The association’s policy does not cover the unit owner’s personal property. A unit owner must buy their own insurance to cover furniture, electronics, clothing and other belongings. Assume, for example, that the condominium contract requires the association to insure appliances. If fire damages a unit owner’s space, the association’s insurance will cover the refrigerator but not the sofa. The unit owner’s policy will cover the sofa. The association’s policy also does not cover an individual unit owner’s legal liability for injuries or damages suffered by others. The unit owner needs their own insurance to provide for legal defense and to pay any judgments.
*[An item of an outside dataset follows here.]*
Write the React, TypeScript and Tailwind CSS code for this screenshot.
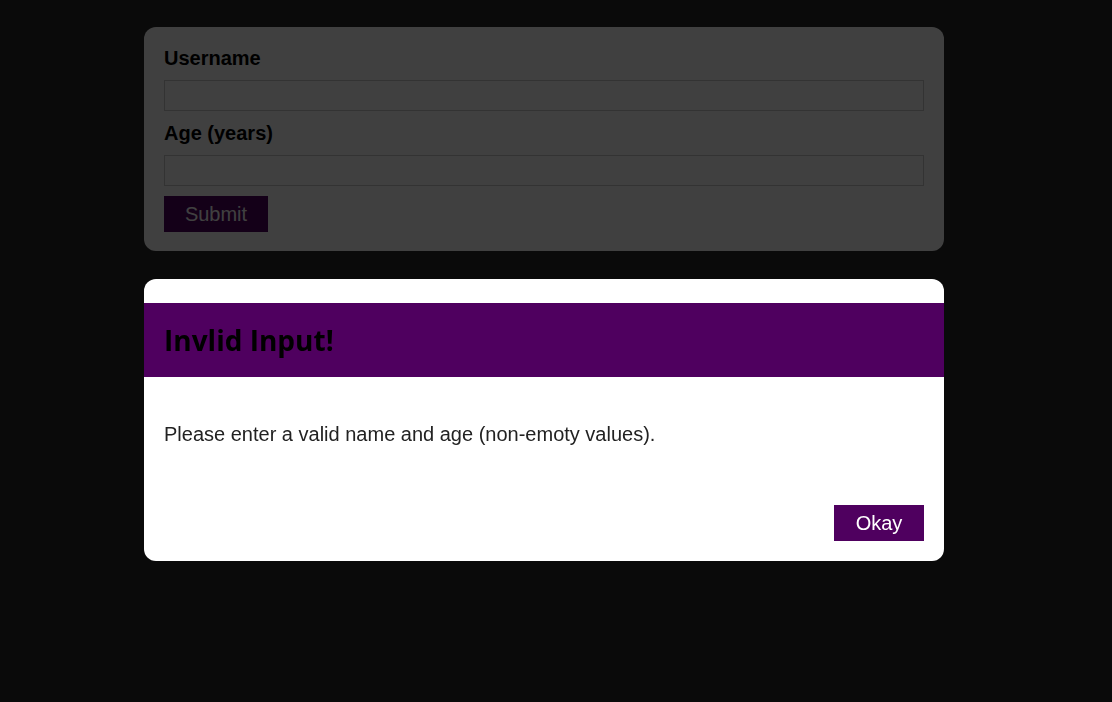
import React from "react";

const arial = { fontFamily: '"Liberation Sans", Arial, sans-serif' };

const App = () => {
  return (
    <div className="min-h-screen bg-[#292929] pt-[27px]" style={arial}>
      <div className="ml-[144px] w-[800px] rounded-xl bg-white px-5 pt-5 pb-[19px]">
        <form>
          <label className="block h-[23px] text-[20px] leading-[23px] font-bold text-black">
            Username
          </label>
          <input
            type="text"
            className="mt-[10px] block h-[31px] w-full border border-[#ccc] px-2 outline-none"
          />
          <label className="mt-[11px] block h-[23px] text-[20px] leading-[23px] font-bold text-black">
            Age (years)
          </label>
          <input
            type="number"
            className="mt-[10px] block h-[31px] w-full border border-[#ccc] px-2 outline-none"
          />
          <button
            type="submit"
            className="mt-[10px] h-[36px] w-[104px] bg-[#4f005f] text-[20px] text-white"
          >
            Submit
          </button>
        </form>
      </div>

      <div className="fixed inset-0 bg-black/75">
        <div className="ml-[144px] mt-[279px] w-[800px] overflow-hidden rounded-xl bg-white pt-6">
          <header className="flex h-[74px] items-center bg-[#4f005f] px-5">
            <h2
              className="text-[28px] font-bold text-black"
              style={{ fontFamily: '"Open Sans", "Noto Sans", sans-serif' }}
            >
              Invlid Input!
            </h2>
          </header>
          <div className="px-5 pt-[46px]">
            <p className="text-[20px] leading-[23px] text-[#222]">
              Please enter a valid name and age (non-emoty values).
            </p>
          </div>
          <footer className="flex justify-end px-5 pt-[59px] pb-5">
            <button className="h-[36px] w-[90px] bg-[#4f005f] text-[20px] text-white">
              Okay
            </button>
          </footer>
        </div>
      </div>
    </div>
  );
};

export default App;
It is possible that both policies may apply to the same item of property. In the above example, both the association’s and unit owner’s policies may cover the refrigerator. In that situation, the association’s policy will apply first; if it does not completely pay for the repair or replacement, the unit owner’s policy will cover the balance. For example, if the cost of replacing the refrigerator is $5,000, and for some reason the association’s policy covers only $4,000, the unit owner’s policy will pay the other $1,000 (the example doesn’t include deductibles that may apply).

The association’s insurance company will not try to get its money back from a unit owner. Suppose a unit owner left a candle burning overnight and the unwatched candle caused a fire that damaged part of the building. Many types of insurance policies would allow the insurance company to pay its customer for the damage, then try to recover its payment from the person who caused the damage. However, a condominium association policy specifically states that the company waives its right to recover from a unit owner. It still has the right to seek recovery from a person who is not a unit owner and is responsible for the damage.

Although comprehensive, the association’s policy is no substitute for a unit owner’s own insurance. Work with our professional insurance agents to ensure that you have the proper coverage.

If you have any question regarding this article or if you would like to discuss your insurance program, CALL 877-994-6787, that’s 877-99-INSURE and speak with any one of our knowledgeable Protection Coaches Today!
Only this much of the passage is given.